Edward Fitzpatrick, RWU director of media and public relations, a New England First Amendment Coalition and Common Cause Rhode Island board member, and a former Providence Journal columnist:
BOSTON – ProPublica Editor-in-Chief Stephen Engelberg wrote a grand total of two news stories during his college career, yet he somehow managed to land an internship right after graduation at The Providence Journal-Bulletin.
Engelberg also wrote a bunch of sports stories in college, so when his beat-up old car chugged into Providence in 1978, he told the intern coordinator: I guess I’m here to work in the sports department. In a thick Rhode Island accent, the intern chief told him: Sports? Sports is for stars. You’re going to the West Warwick bureau.
On his third day on the job, Engelberg was assigned to cover a school board meeting. An editor told him to call in the story at 9 p.m. He asked: Well, when do I write it? The editor said: You don’t write it – you go to a phone booth and you tell a typist what to write.
“This was terrifying,” Engelberg said. “Remember, this was my third news story. I went to the phone booth at the appointed hour, uttered a sentence – a lead – and it went on a little bit. In fact, it went on so long that the typist said: No, no, no – I’m not going to type that, that’s too long. So let the record reflect that my first important news story for the Journal was rejected by the dictationist – and she was right.”
Engelberg, who founded The New York Times’ investigative unit and served as managing editor of The Oregonian, recounted his Rhode Island days while accepting the Stephen Hamblett First Amendment Award from the New England First Amendment Coalition in Boston on Feb. 15. Named after the late publisher of The Providence Journal, the Hamblett Award is given each year to those who have promoted, defended or advocated for the First Amendment during their careers.
The audience included journalism students from Roger Williams University and other New England colleges, and Engelberg told the students not to assume that writing is easier for the veteran reporters in the room. “I feel like I am a better writer than I was when I was standing in that phone booth at the Coventry school board, but I don’t believe personally that writing gets easier,” he said. “If it were easy, a lot more people would do it well.”

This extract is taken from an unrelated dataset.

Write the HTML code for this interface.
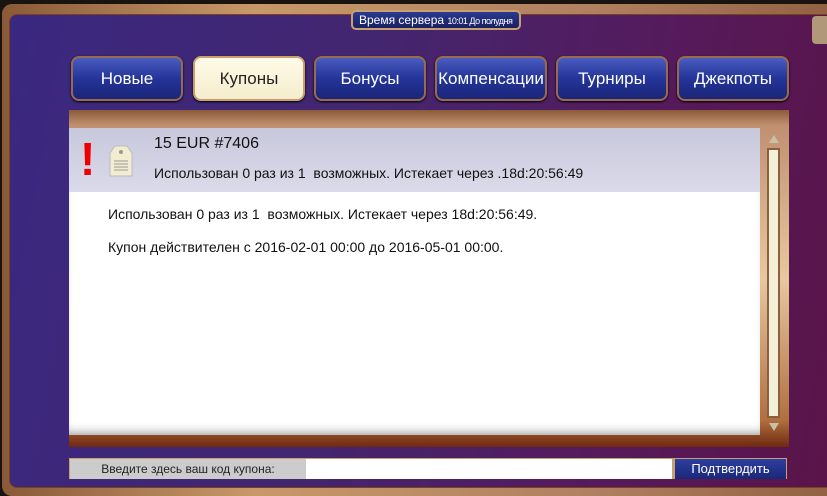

Engelberg identified what he sees as the most significant threat to press freedom in America right now. “No, it’s not Donald Trump, although he certainly is not helping things,” he said. “What I see as the biggest threat is the economics. We all know that across the country local papers are slashing staffs, slashing coverage.”
While a few newspapers are bucking the trend, Engelberg said, “In 1998, there were more than 400,000 people employed by newspapers across the country. Today, we are at 140,000 and dropping.”
He noted that a recent academic paper identified the growing prevalence of “news deserts” – places that no longer have a viable news outlet. “They found that people there are more likely to vote a straight partisan line,” he said. “Lacking information, readers voters seem to fall back on what they feel they can rely on, which tribe they belong to – Republican/Democrat, red/blue.”
ProPublica, “an independent, nonprofit newsroom that produces investigative journalism with moral force,” has created a Local Reporting Network, supporting investigative journalism by reporters at local and regional news organizations, Engelberg noted. This year’s group includes Lynn Arditi, a former Providence Journal reporter now working at The Public’s Radio.
Engelberg said ProPublica provided support to Christian Sheckler, a reporter at the South Bend Tribune who wanted to investigate the police in neighboring Elkhart, Indiana. The local paper, the Elkhart Truth, had been sold and whittled down to a single reporter, but ProPublica and Sheckler produced a story with the headline: “Nearly All the Officers in Charge of an Indiana Police Department Have Been Disciplined — Including the Chief Who Keeps Promoting Them.”
They kept digging and unearthed a video showing officers punching a handcuffed man in the police station’s detention area, he said. Before long, the police chief resigned and the mayor announced he would not run again, he said.
“Now the sad part about all this is that if Christian Sheckler had not been suspicious of what was going on 45 minutes away from his newsroom, and we hadn’t been able to provide some help, it’s entirely possible that none of this would have come to light,” Engelberg said. “And that was a very serious problem. The question I find myself haunted by is: How many other Elkharts are there?”